* Required work: Select every line containing the word "index" from the material, and copy those lines.

===== Data lines

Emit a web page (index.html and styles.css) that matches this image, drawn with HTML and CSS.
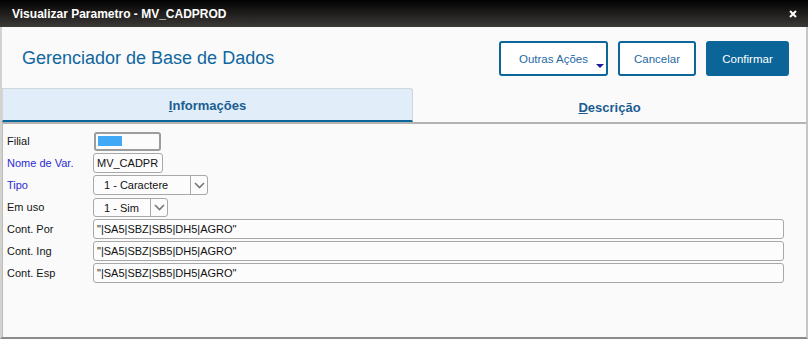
FILE: index.html
```html
<!doctype html>
<html lang="pt">
<head>
	<meta charset="utf-8">
	<title>Visualizar Parametro - MV_CADPROD</title>
	<link rel="stylesheet" href="styles.css">
</head>
<body>
	<div class="dialog">
		<div class="titlebar">
			<span class="title">Visualizar Parametro - MV_CADPROD</span>
			<svg class="close" width="8" height="8" viewBox="0 0 8 8">
				<path d="M1 1 L7 7 M7 1 L1 7" stroke="#fff" stroke-width="2"/>
			</svg>
		</div>

		<div class="main">
			<div class="header">
				<h1 class="heading">Gerenciador de Base de Dados</h1>
				<div class="actions">
					<button class="btn btn-more">Outras Ações<span class="caret"></span></button>
					<button class="btn btn-cancel">Cancelar</button>
					<button class="btn btn-primary">Confirmar</button>
				</div>
			</div>

			<div class="tabs">
				<div class="tab tab-active"><u>I</u>nformações</div>
				<div class="tab"><u>D</u>escrição</div>
			</div>

			<div class="panel">
				<div class="row">
					<label>Filial</label>
					<div class="field field-filial"><span class="fill"></span></div>
				</div>
				<div class="row">
					<label class="req">Nome de Var.</label>
					<div class="field field-name">MV_CADPR</div>
				</div>
				<div class="row">
					<label class="req">Tipo</label>
					<div class="field select select-tipo">
						<span class="value">1 - Caractere</span>
						<span class="arrow">
							<svg width="11" height="7" viewBox="0 0 11 7"><path d="M1 1 L5.5 5.5 L10 1" fill="none" stroke="#777" stroke-width="1.6"/></svg>
						</span>
					</div>
				</div>
				<div class="row">
					<label>Em uso</label>
					<div class="field select select-uso">
						<span class="value">1 - Sim</span>
						<span class="arrow">
							<svg width="11" height="7" viewBox="0 0 11 7"><path d="M1 1 L5.5 5.5 L10 1" fill="none" stroke="#777" stroke-width="1.6"/></svg>
						</span>
					</div>
				</div>
				<div class="row">
					<label>Cont. Por</label>
					<div class="field field-wide">"|SA5|SBZ|SB5|DH5|AGRO"</div>
				</div>
				<div class="row">
					<label>Cont. Ing</label>
					<div class="field field-wide">"|SA5|SBZ|SB5|DH5|AGRO"</div>
				</div>
				<div class="row">
					<label>Cont. Esp</label>
					<div class="field field-wide">"|SA5|SBZ|SB5|DH5|AGRO"</div>
				</div>
			</div>
		</div>
	</div>
</body>
</html>
```

FILE: styles.css
```css
	html, body {
		margin: 0;
		padding: 0;
	}
	body {
		background: #fafafa;
		font-family: "Liberation Sans", Arial, sans-serif;
	}
	.dialog {
		width: 808px;
		height: 339px;
		display: flex;
		flex-direction: column;
		overflow: hidden;
	}
	.titlebar {
		height: 27px;
		flex: none;
		display: flex;
		align-items: center;
		justify-content: space-between;
		padding: 0 11px 0 12px;
		background: linear-gradient(#020202, #3c3a37);
		color: #fff;
		font-weight: bold;
		font-size: 12px;
	}
	.close {
		margin-top: 1px;
	}
	.main {
		flex: 1;
		display: flex;
		flex-direction: column;
		border-left: 2px solid #d4d2cc;
		border-right: 2px solid #c6c6c6;
		border-bottom: 2px solid #8a8a8a;
		background: #fafafa;
	}
	.header {
		height: 61px;
		flex: none;
		display: flex;
		align-items: center;
		justify-content: space-between;
		padding: 2px 17px 0 20px;
		box-sizing: border-box;
	}
	.heading {
		margin: 0;
		font-size: 18px;
		font-weight: normal;
		color: #10669f;
	}
	.actions {
		display: flex;
		gap: 10px;
	}
	.btn {
		position: relative;
		height: 35px;
		border: 2px solid #0d6699;
		border-radius: 3px;
		background: #fff;
		color: #1f6aa3;
		font-family: "Liberation Sans", Arial, sans-serif;
		font-size: 11.5px;
		padding: 0;
	}
	.btn-more {
		width: 109px;
	}
	.btn-cancel {
		width: 78px;
	}
	.btn-primary {
		width: 83px;
		background: #0b6598;
		color: #fff;
	}
	.caret {
		position: absolute;
		right: 2px;
		bottom: 6px;
		width: 0;
		height: 0;
		border-left: 4px solid transparent;
		border-right: 4px solid transparent;
		border-top: 4px solid #1c1c9c;
	}
	.tabs {
		height: 34px;
		flex: none;
		display: flex;
	}
	.tab {
		flex: 1;
		height: 34px;
		padding-top: 5px;
		text-align: center;
		font-size: 13px;
		font-weight: bold;
		color: #1b5d92;
		line-height: 30px;
		box-sizing: border-box;
	}
	.tab-active {
		flex: none;
		width: 411px;
		padding-top: 0;
		line-height: 33px;
		background: #e1edf8;
		border: 1px solid #cfd6dc;
		border-bottom: 2px solid #0b6598;
		border-radius: 0 3px 0 0;
	}
	.panel {
		flex: 1;
		border-top: 2px solid #b3b3b3;
		border-left: 1px solid #bdbdbd;
		padding: 7px 0 0 4px;
		display: grid;
		grid-auto-rows: 20px;
		row-gap: 2px;
		align-content: start;
	}
	.row {
		display: flex;
		align-items: center;
	}
	.row label {
		width: 86px;
		flex: none;
		font-size: 11px;
		color: #151515;
	}
	.row label.req {
		color: #2b2bd2;
	}
	.field {
		height: 20px;
		box-sizing: border-box;
		border: 1px solid #a8a8a8;
		border-radius: 3px;
		background: #fcfcfc;
		font-size: 11px;
		color: #111;
		line-height: 18px;
		padding-left: 3px;
		overflow: hidden;
		white-space: nowrap;
	}
	.field-filial {
		width: 67px;
		height: 19px;
		margin-left: 1px;
		border: 2px solid #9c9c9c;
		padding: 2px;
	}
	.fill {
		display: block;
		width: 24px;
		height: 10px;
		background: #40a8f4;
	}
	.field-name {
		width: 70px;
	}
	.select {
		display: flex;
		padding-left: 0;
	}
	.select .value {
		flex: 1;
		padding-left: 10px;
	}
	.select .arrow {
		width: 16px;
		border-left: 1px solid #a8a8a8;
		display: flex;
		align-items: center;
		justify-content: center;
	}
	.select-tipo {
		width: 115px;
	}
	.select-uso {
		width: 75px;
		height: 19px;
	}
	.field-wide {
		width: 691px;
	}
```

==========

* Problem solution:
Emit a web page (index.html and styles.css) that matches this image, drawn with HTML and CSS.
FILE: index.html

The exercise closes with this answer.